In the 80s, I used a dual bag system of a sleeping bag with an overbag. I really liked it, but I had also been interested in quilts as an alternative to sleeping bags. I talked up the concept of a down bag with a synthetic quilt over it for cold, with the quilt on its own for more moderate temperatures (well, moderate for the Canadian rockies). Camping quilts are not exactly like a bed quilt, they are usually shaped in some way, and many (like mine) have a footbox like a mummy bag and a drawstring closure at the top.

Testing the new quilt

The home made portion of the combo ended up as the quilt – down sleeping bags are relatively available, and affordable. I used Climashield Apex as my insulation layer and the lightest nylon I could find, Membrane from RSBTR. The sleeping quilts have simple ribbon loops to attach them to a sleeping mat, so they can tuck under the sleeper at the sides, and they work well down to about -10ºC.

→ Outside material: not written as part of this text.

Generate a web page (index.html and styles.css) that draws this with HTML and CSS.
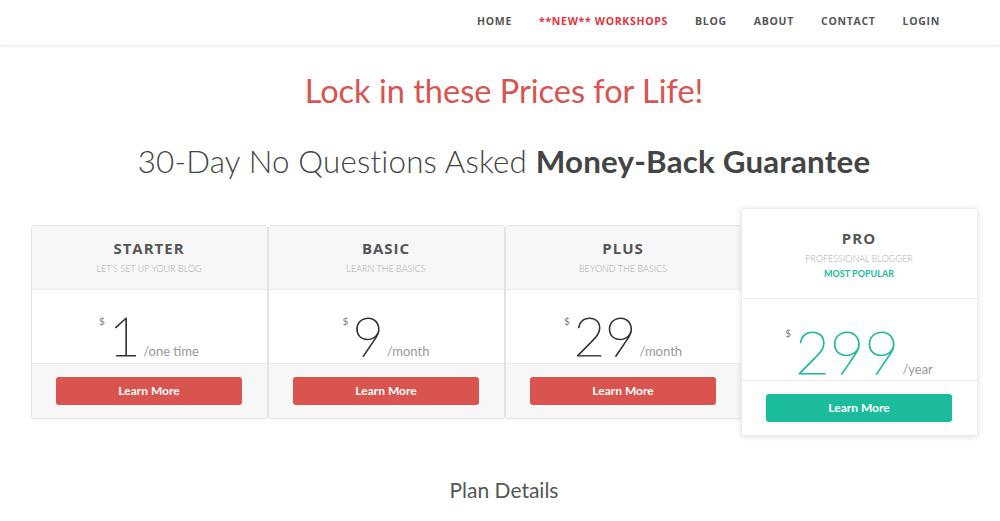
FILE: index.html
```html
<!DOCTYPE html>
<html lang="en">
  <head>
    <meta charset="UTF-8" />
    <meta name="viewport" content="width=device-width, initial-scale=1.0" />
    <title>Pricing</title>
    <link rel="stylesheet" href="styles.css">
  </head>
  <body>
    <!-- top navigation -->
    <div class="navbar">
      <div class="menu">
        <a href="#">HOME</a>
        <a href="#" class="hot">**NEW** WORKSHOPS</a>
        <a href="#">BLOG</a>
        <a href="#">ABOUT</a>
        <a href="#">CONTACT</a>
        <a href="#">LOGIN</a>
      </div>
    </div>

    <div class="content">
      <h1 class="lock">Lock in these Prices for Life!</h1>
      <h2 class="guarantee">30-Day No Questions Asked <b>Money-Back Guarantee</b></h2>

      <!-- pricing table -->
      <div class="plans">
        <div class="plan">
          <div class="plan-head">
            <div class="plan-name">STARTER</div>
            <div class="plan-sub">LET'S SET UP YOUR BLOG</div>
          </div>
          <div class="plan-price">
            <span class="currency">$</span><span class="amount">1</span><span class="period">/one time</span>
          </div>
          <div class="plan-foot"><a class="btn" href="#">Learn More</a></div>
        </div>

        <div class="plan">
          <div class="plan-head">
            <div class="plan-name">BASIC</div>
            <div class="plan-sub">LEARN THE BASICS</div>
          </div>
          <div class="plan-price">
            <span class="currency">$</span><span class="amount">9</span><span class="period">/month</span>
          </div>
          <div class="plan-foot"><a class="btn" href="#">Learn More</a></div>
        </div>

        <div class="plan">
          <div class="plan-head">
            <div class="plan-name">PLUS</div>
            <div class="plan-sub">BEYOND THE BASICS</div>
          </div>
          <div class="plan-price">
            <span class="currency">$</span><span class="amount">29</span><span class="period">/month</span>
          </div>
          <div class="plan-foot"><a class="btn" href="#">Learn More</a></div>
        </div>

        <div class="plan featured">
          <div class="plan-head">
            <div class="plan-name">PRO</div>
            <div class="plan-sub">PROFESSIONAL BLOGGER</div>
            <div class="popular">MOST POPULAR</div>
          </div>
          <div class="plan-price">
            <span class="currency">$</span><span class="amount">299</span><span class="period">/year</span>
          </div>
          <div class="plan-foot"><a class="btn" href="#">Learn More</a></div>
        </div>
      </div>

      <h3 class="details">Plan Details</h3>
    </div>
  </body>
</html>
```

FILE: styles.css
```css
/* base */
* {
  padding: 0;
  margin: 0;
  box-sizing: border-box;
}
body {
  font-family: "Lato", "Open Sans", sans-serif;
  background: #ffffff;
  color: #444;
}

/* navbar */
.navbar {
  height: 46px;
  background: #fff;
  box-shadow: 0 1px 3px rgba(0, 0, 0, 0.06);
  border-bottom: 1px solid #f0f0f0;
}
.menu {
  display: flex;
  justify-content: flex-end;
  align-items: center;
  height: 100%;
  gap: 27px;
  padding-right: 60px;
  padding-bottom: 4px;
}
.menu a {
  font-family: "Open Sans", sans-serif;
  font-size: 10.5px;
  font-weight: 700;
  letter-spacing: 0.7px;
  color: #555;
  text-decoration: none;
}
.menu a.hot {
  color: #e2343d;
}

/* headings */
.content {
  padding-left: 8px;
}
.lock {
  margin-top: 27px;
  text-align: center;
  font-size: 32.5px;
  line-height: 36px;
  font-weight: 400;
  color: #d9534f;
}
.guarantee {
  margin-top: 34px;
  text-align: center;
  font-size: 31.3px;
  line-height: 36px;
  font-weight: 300;
  letter-spacing: 0.2px;
  color: #444;
}
.guarantee b {
  font-weight: 700;
}

/* pricing table */
.plans {
  display: flex;
  align-items: center;
  width: 947px;
  margin: 29px auto 0;
}
.plan {
  width: 237px;
  border: 1px solid #e4e4e4;
  border-radius: 3px;
  background: #fff;
  text-align: center;
  box-shadow: 0 1px 2px rgba(0, 0, 0, 0.04);
}
.plan-head {
  background: #f7f7f7;
  padding: 13px 0 14px;
  border-bottom: 1px solid #ececec;
}
.plan-name {
  font-family: "Open Sans", sans-serif;
  font-size: 15px;
  line-height: 18px;
  font-weight: 700;
  letter-spacing: 1px;
  color: #555;
}
.plan-sub {
  margin-top: 6px;
  font-size: 9px;
  line-height: 12px;
  font-weight: 300;
  color: #aaa;
}
.plan-price {
  height: 74px;
  padding-top: 19px;
  border-bottom: 1px solid #ececec;
  color: #333;
}
.currency {
  font-size: 10px;
  color: #777;
  vertical-align: top;
  position: relative;
  top: 6px;
  margin-right: 4px;
}
.amount {
  font-size: 54px;
  line-height: 54px;
  font-weight: 100;
  -webkit-text-stroke: 0.9px currentColor;
}
.period {
  font-size: 13px;
  color: #999;
  margin-left: 3px;
}
.plan-foot {
  background: #f7f7f7;
  padding: 13px 0 13px;
}
.btn {
  display: block;
  width: 186px;
  height: 28px;
  margin: 0 auto;
  line-height: 28px;
  border-radius: 3px;
  background: #d9534f;
  color: #fff;
  font-size: 12px;
  font-weight: 700;
  text-decoration: none;
}

/* featured plan */
.featured {
  position: relative;
  z-index: 1;
  margin-left: -1px;
  border-color: #ececec;
  box-shadow: 0 1px 6px rgba(0, 0, 0, 0.12);
}
.featured .plan-head {
  background: #fff;
  padding: 20px 0 18px;
}
.featured .plan-sub {
  margin-top: 6px;
}
.popular {
  margin-top: 3px;
  font-size: 9px;
  line-height: 12px;
  font-weight: 700;
  color: #1abc9c;
}
.featured .plan-price {
  height: 82px;
  padding-top: 22px;
}
.featured .amount {
  font-size: 60px;
  line-height: 60px;
  color: #1abc9c;
}
.featured .plan-foot {
  background: #fff;
}
.featured .btn {
  background: #1abc9c;
}

.details {
  margin-top: 41px;
  text-align: center;
  font-size: 21px;
  font-weight: 400;
  color: #555;
}
```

The quilts being about 800g each puts them as competitive weight wise with the commercial versions, but they were about half the price to make as the commercial equivalent. In winter, adding a -10ºC sleeping bag yields a combination that is comfortable below -30ºC, theoretically to -40ºC, but we have not been out that cold since I made them.

No Hood, No Problem

A big problem for me with traditional mummy bags has been that the hood can end up in the wrong spot when i roll over, and then the hood fabric gets wet from breath condensation. With the quilt, this doesn’t happen since the quilt lacks a hood. To deal with the lack of hood, I made sleeping hats from the same material as the quilts themselves. the hat acts like a hood, but turns with the sleeper allowing them to not get wet from breath.